2. Precipitation Rate (PR)
This is a measurement of how much water is distributed, usually expressed in inches per hour per square foot of irrigated area. There is a straight forward formula for measuring PR.

PR = 96.25 x Total GPM
Total Square feet of Irrigated area

i.e. A space 15’ wide by 45’ long covered by spray heads with 14 gpm output.

PR per square foot = 96.25 x 14
675 = 1.99” per hour

3. Evapo-Transpiration Rate
This is the sum of water lost from the soil surface (evaporation) and water used by plants (transpiration). This is expressed as a daily, weekly or monthly number and is essentially the amount of water that needs to be replaced either by rain or irrigation. ET rates are affected by temperature, wind and solar radiation, and are calculated for each region by university extension agencies. The peak ET rate for Portland is .18 inches per day. This means in the later part of the growing season you need to apply approximately .18 x 7 = 1.26” per week.

Example: To replace 1.26” per week you would need to run the zone in the example above 38 minutes per week:

1.26 inches per week
1.99 inches per foot per hour = .63 per hour per week or 38 minutes

These 38 minutes per week would be most effectively applied in two or three applications, or approximately 11 minutes every other day or approximately 16 minutes every third day.

4. Micro-Climate
ET’s are calculated for broad regions. ET’s are further affected by site specific micro-climates. Factors such as soil type (infiltration rate--how quickly the soil absorbs the water), exposure (sun vs. shade), wind, slope etc., all affect the water requirement for your landscape. This is where personal observation and understanding typically supercedes textbook formulas.

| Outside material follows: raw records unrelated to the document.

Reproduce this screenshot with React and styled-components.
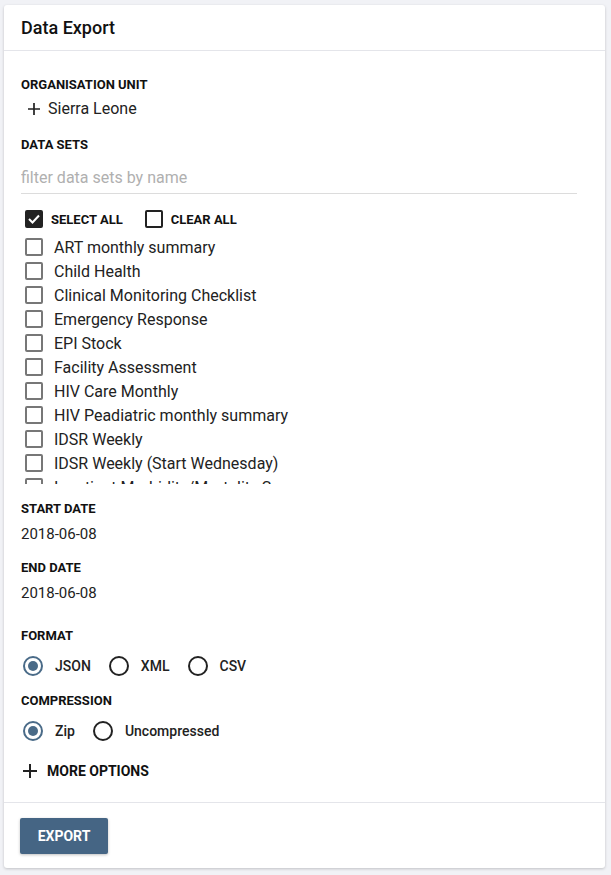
import styled, { createGlobalStyle } from 'styled-components';

const GlobalStyle = createGlobalStyle`
  html, body {
    margin: 0;
    padding: 0;
    background: #f1f2f6;
    font-family: Roboto, "Liberation Sans", sans-serif;
    color: #212121;
  }
`;

const Page = styled.div`
  padding: 5px 6px 8px 4px;
`;

const Card = styled.div`
  background: #fff;
  border-radius: 3px;
  box-shadow: 0 1px 3px rgba(0, 0, 0, 0.2);
`;

const Header = styled.div`
  height: 45px;
  padding: 0 17px;
  display: flex;
  align-items: center;
  font-size: 18px;
  font-weight: 500;
  color: #111;
  border-bottom: 1px solid #e4e5ea;
`;

const Body = styled.div`
  padding: 27px 28px 23px 17px;
`;

const Label = styled.div`
  font-size: 13px;
  font-weight: 700;
  color: #111;
  text-transform: uppercase;
  margin-top: ${({ $gap }) => $gap || 0}px;
  line-height: 14px;
`;

const OrgRow = styled.div`
  display: flex;
  align-items: center;
  gap: 8px;
  margin-top: 7px;
  padding-left: 7px;
  font-size: 16px;
  color: #222;
`;

const FilterInput = styled.input`
  display: block;
  width: 100%;
  box-sizing: border-box;
  margin-top: 10px;
  border: none;
  border-bottom: 1px solid #dcdcdc;
  padding: 6px 0 6px;
  font-family: inherit;
  font-size: 16px;
  outline: none;
  &::placeholder {
    color: #b0b0b0;
  }
`;

const BulkRow = styled.div`
  display: flex;
  align-items: center;
  gap: 22px;
  margin-top: 16px;
  padding-left: 4px;
`;

const BulkItem = styled.label`
  display: flex;
  align-items: center;
  gap: 8px;
  font-size: 13px;
  font-weight: 700;
  color: #111;
`;

const Box = styled.span`
  box-sizing: border-box;
  width: 18px;
  height: 18px;
  border-radius: 2px;
  border: 2px solid ${({ $checked, $dark }) => ($checked || $dark ? '#222' : '#777')};
  background: ${({ $checked }) => ($checked ? '#222' : '#fff')};
  display: flex;
  align-items: center;
  justify-content: center;
  flex-shrink: 0;
`;

const List = styled.div`
  margin-top: 7px;
  height: 249px;
  overflow: hidden;
`;

const Item = styled.label`
  display: flex;
  align-items: center;
  height: 24px;
  padding-left: 4px;
  gap: 11px;
  font-size: 16px;
  color: #222;
  white-space: nowrap;
`;

const Value = styled.div`
  font-size: 15px;
  color: #222;
  margin-top: 9px;
`;

const RadioRow = styled.div`
  display: flex;
  align-items: center;
  margin-top: 13px;
  padding-left: 2px;
`;

const RadioItem = styled.label`
  display: flex;
  align-items: center;
  gap: 12px;
  margin-right: 18px;
  font-size: 14px;
  font-weight: 500;
  color: #222;
`;

const Circle = styled.span`
  box-sizing: border-box;
  width: 20px;
  height: 20px;
  border-radius: 50%;
  border: 2px solid ${({ $on }) => ($on ? '#4a6b88' : '#222')};
  display: flex;
  align-items: center;
  justify-content: center;
  &::after {
    content: '';
    width: 10px;
    height: 10px;
    border-radius: 50%;
    background: ${({ $on }) => ($on ? '#4a6b88' : 'transparent')};
  }
`;

const MoreRow = styled.div`
  display: flex;
  align-items: center;
  gap: 10px;
  margin-top: 22px;
  padding-left: 2px;
  font-size: 14px;
  font-weight: 700;
  color: #111;
`;

const Footer = styled.div`
  border-top: 1px solid #e4e5ea;
  padding: 15px 16px 14px;
`;

const Button = styled.button`
  background: #456584;
  color: #fff;
  border: none;
  border-radius: 2px;
  height: 36px;
  width: 88px;
  font-family: inherit;
  font-size: 14px;
  font-weight: 700;
  box-shadow: 0 1px 3px rgba(0, 0, 0, 0.25);
`;

const Plus = ({ size = 14 }) => (
  <svg width={size} height={size} viewBox="0 0 14 14">
    <path d="M7 0v14M0 7h14" stroke="#222" strokeWidth="2" />
  </svg>
);

const Check = () => (
  <svg width="12" height="10" viewBox="0 0 12 10">
    <path d="M1 5l3.5 3.5L11 1.5" stroke="#fff" strokeWidth="2" fill="none" />
  </svg>
);

const dataSets = [
  'ART monthly summary',
  'Child Health',
  'Clinical Monitoring Checklist',
  'Emergency Response',
  'EPI Stock',
  'Facility Assessment',
  'HIV Care Monthly',
  'HIV Peadiatric monthly summary',
  'IDSR Weekly',
  'IDSR Weekly (Start Wednesday)',
  'Inpatient Morbidity/Mortality Summary',
  'Life-Saving Commodities',
];

export default function App() {
  return (
    <>
      <GlobalStyle />
      <Page>
        <Card>
          <Header>Data Export</Header>
          <Body>
            <Label>Organisation unit</Label>
            <OrgRow>
              <Plus size={12} />
              Sierra Leone
            </OrgRow>
            <Label $gap={20}>Data sets</Label>
            <FilterInput placeholder="filter data sets by name" />
            <BulkRow>
              <BulkItem>
                <Box $checked><Check /></Box>
                SELECT ALL
              </BulkItem>
              <BulkItem>
                <Box $dark />
                CLEAR ALL
              </BulkItem>
            </BulkRow>
            <List>
              {dataSets.map((name) => (
                <Item key={name}>
                  <Box />
                  {name}
                </Item>
              ))}
            </List>
            <Label $gap={18}>Start date</Label>
            <Value>2018-06-08</Value>
            <Label $gap={18}>End date</Label>
            <Value>2018-06-08</Value>
            <Label $gap={27}>Format</Label>
            <RadioRow>
              <RadioItem><Circle $on />JSON</RadioItem>
              <RadioItem><Circle />XML</RadioItem>
              <RadioItem><Circle />CSV</RadioItem>
            </RadioRow>
            <Label $gap={18}>Compression</Label>
            <RadioRow>
              <RadioItem><Circle $on />Zip</RadioItem>
              <RadioItem><Circle />Uncompressed</RadioItem>
            </RadioRow>
            <MoreRow>
              <Plus />
              MORE OPTIONS
            </MoreRow>
          </Body>
          <Footer>
            <Button>EXPORT</Button>
          </Footer>
        </Card>
      </Page>
    </>
  );
}
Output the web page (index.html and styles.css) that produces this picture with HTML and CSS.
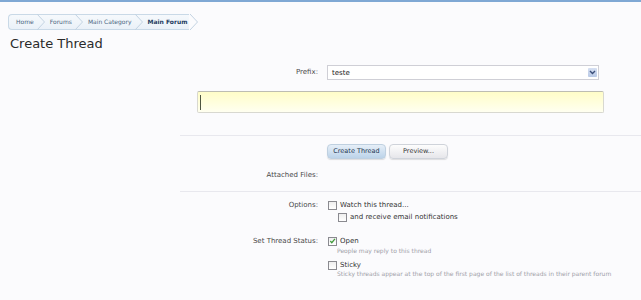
FILE: index.html
```html
<!DOCTYPE html>
<html>
<head>
<meta charset="utf-8">
<title>Create Thread</title>
<link rel="stylesheet" href="styles.css">
</head>
<body>
<div class="topbar"></div>
<nav class="breadcrumb">
  <span class="crumb first">Home</span>
  <svg class="chev" width="10" height="16" viewBox="0 0 10 16"><polyline points="1,0 8.5,8 1,16" fill="none" stroke="#c3d3e2" stroke-width="1"/></svg>
  <span class="crumb">Forums</span>
  <svg class="chev" width="10" height="16" viewBox="0 0 10 16"><polyline points="1,0 8.5,8 1,16" fill="none" stroke="#c3d3e2" stroke-width="1"/></svg>
  <span class="crumb">Main Category</span>
  <svg class="chev" width="10" height="16" viewBox="0 0 10 16"><polyline points="1,0 8.5,8 1,16" fill="none" stroke="#c3d3e2" stroke-width="1"/></svg>
  <span class="crumb current">Main Forum</span>
  <svg class="chev last" width="10" height="16" viewBox="0 0 10 16"><polyline points="1,0 8.5,8 1,16" fill="none" stroke="#c3d3e2" stroke-width="1"/></svg>
</nav>
<h1 class="title">Create Thread</h1>

<form class="form">
  <div class="row prefix-row">
    <div class="label">Prefix:</div>
    <div class="control">
      <div class="select">
        <span class="select-text">teste</span>
        <span class="select-btn"><svg width="7" height="5" viewBox="0 0 7 5"><polyline points="1,1 3.5,3.5 6,1" fill="none" stroke="#3b4f7a" stroke-width="1.4"/></svg></span>
      </div>
    </div>
  </div>

  <div class="editor"><span class="caret"></span></div>

  <div class="divider first"></div>

  <div class="row buttons-row">
    <div class="label"></div>
    <div class="control buttons">
      <span class="button primary">Create Thread</span>
      <span class="button">Preview...</span>
    </div>
  </div>

  <div class="row attach-row">
    <div class="label">Attached Files:</div>
  </div>

  <div class="divider second"></div>

  <div class="row options-row">
    <div class="label">Options:</div>
    <div class="control">
      <div class="check"><span class="box"></span>Watch this thread...</div>
      <div class="check indent"><span class="box"></span>and receive email notifications</div>
    </div>
  </div>

  <div class="row status-row">
    <div class="label">Set Thread Status:</div>
    <div class="control">
      <div class="check"><span class="box checked"><svg width="8" height="8" viewBox="0 0 8 8"><polyline points="1.5,4 3.2,6 6.8,1.5" fill="none" stroke="#3f9a3a" stroke-width="1.4"/></svg></span>Open</div>
      <div class="desc">People may reply to this thread</div>
      <div class="check sticky"><span class="box"></span>Sticky</div>
      <div class="desc">Sticky threads appear at the top of the first page of the list of threads in their parent forum</div>
    </div>
  </div>
</form>
</body>
</html>
```

FILE: styles.css
```css
html, body {
  margin: 0;
  padding: 0;
  background: #fbfbfd;
  font-family: "DejaVu Sans", Verdana, sans-serif;
  color: #444;
}

.topbar {
  height: 2px;
  background: #7fa8d4;
}

.breadcrumb {
  display: flex;
  align-items: stretch;
  margin: 12px 0 0 8px;
  height: 14px;
  width: fit-content;
  border: 1px solid #c9d9e7;
  border-right: none;
  border-radius: 4px 0 0 4px;
  background: linear-gradient(#f6f9fc, #eaf1f8);
  font-size: 6px;
  line-height: 14px;
}

.crumb {
  padding: 0 2px 0 4px;
  color: #4c6682;
}

.crumb.first {
  padding-left: 7px;
}

.crumb.current {
  font-weight: bold;
  color: #1c3b60;
}

.chev {
  margin: -1px 0;
  flex: none;
}

.chev.last {
  background: #fbfbfd;
}

.title {
  margin: 6px 0 0 10px;
  font-size: 13px;
  line-height: 16px;
  font-weight: normal;
  color: #2a2a2a;
}

.form {
  display: block;
}

.row {
  display: flex;
  align-items: flex-start;
}

.label {
  width: 318px;
  flex: none;
  text-align: right;
  font-size: 7px;
  line-height: 10px;
  color: #4a4a4a;
}

.control {
  margin-left: 9px;
}

.prefix-row {
  margin-top: 13px;
}

.prefix-row .label {
  line-height: 15px;
}

.select {
  width: 270px;
  height: 13px;
  border: 1px solid #cfcfd6;
  background: #fff;
  display: flex;
  align-items: center;
  justify-content: space-between;
  font-size: 7px;
  color: #222;
}

.select-text {
  padding-left: 4px;
}

.select-btn {
  width: 9px;
  height: 9px;
  margin-right: 1px;
  background: linear-gradient(#d6e0f2, #b9c9e6);
  border-radius: 1px;
  display: flex;
  align-items: center;
  justify-content: center;
}

.editor {
  margin: 11px 0 0 197px;
  width: 405px;
  height: 20px;
  border: 1px solid #d8d8d0;
  border-top-color: #bdbdb2;
  border-radius: 2px;
  background: linear-gradient(#fffdc8, #fffff0);
  display: flex;
  align-items: center;
}

.caret {
  width: 1px;
  height: 15px;
  margin-left: 2px;
  background: #4e5540;
}

.divider {
  margin-left: 180px;
  height: 0;
  border-top: 1px solid #e8e8ee;
}

.divider.first {
  margin-top: 22px;
}

.buttons-row {
  margin-top: 8px;
}

.buttons {
  display: flex;
  gap: 3px;
}

.button {
  width: 57px;
  height: 13px;
  border: 1px solid #cfd3da;
  border-radius: 4px;
  background: linear-gradient(#fdfdfd, #e6e6ea);
  box-shadow: 0 1px 1px rgba(0,0,0,0.12);
  font-size: 6.5px;
  line-height: 13px;
  text-align: center;
  color: #333;
}

.button.primary {
  background: linear-gradient(#e6eff8, #bcd3e9);
  border-color: #bfd0e0;
  color: #1d3550;
}

.attach-row {
  margin-top: 11px;
}

.divider.second {
  margin-top: 11px;
}

.options-row {
  margin-top: 8px;
}

.check {
  display: flex;
  align-items: center;
  font-size: 7px;
  line-height: 10px;
  color: #333;
  margin-left: 1px;
}

.check.indent {
  margin-top: 2px;
  margin-left: 11px;
}

.box {
  width: 7px;
  height: 7px;
  border: 1px solid #8a8a90;
  background: linear-gradient(#eeeeee, #ffffff);
  margin-right: 3px;
  flex: none;
  display: flex;
  align-items: center;
  justify-content: center;
}

.box svg {
  display: block;
}

.status-row {
  margin-top: 14px;
}

.desc {
  margin-left: 10px;
  margin-top: 1px;
  font-size: 6px;
  line-height: 8px;
  color: #a0a0a8;
  white-space: nowrap;
}

.check.sticky {
  margin-top: 5px;
}

.check.sticky + .desc {
  margin-top: 0;
}
```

5. Manual or Semi-automatic watering
Possibly the most efficient way to water is to press the manual start button on your controller whenever you think you need to water. Sometimes you may water the whole system; sometimes you may water just one or two zones. Especially in the spring and fall when we are getting help from the rain, it makes sense to leave the controller off and only water from time to time when things look dry. Remember to turn the controller off after you water.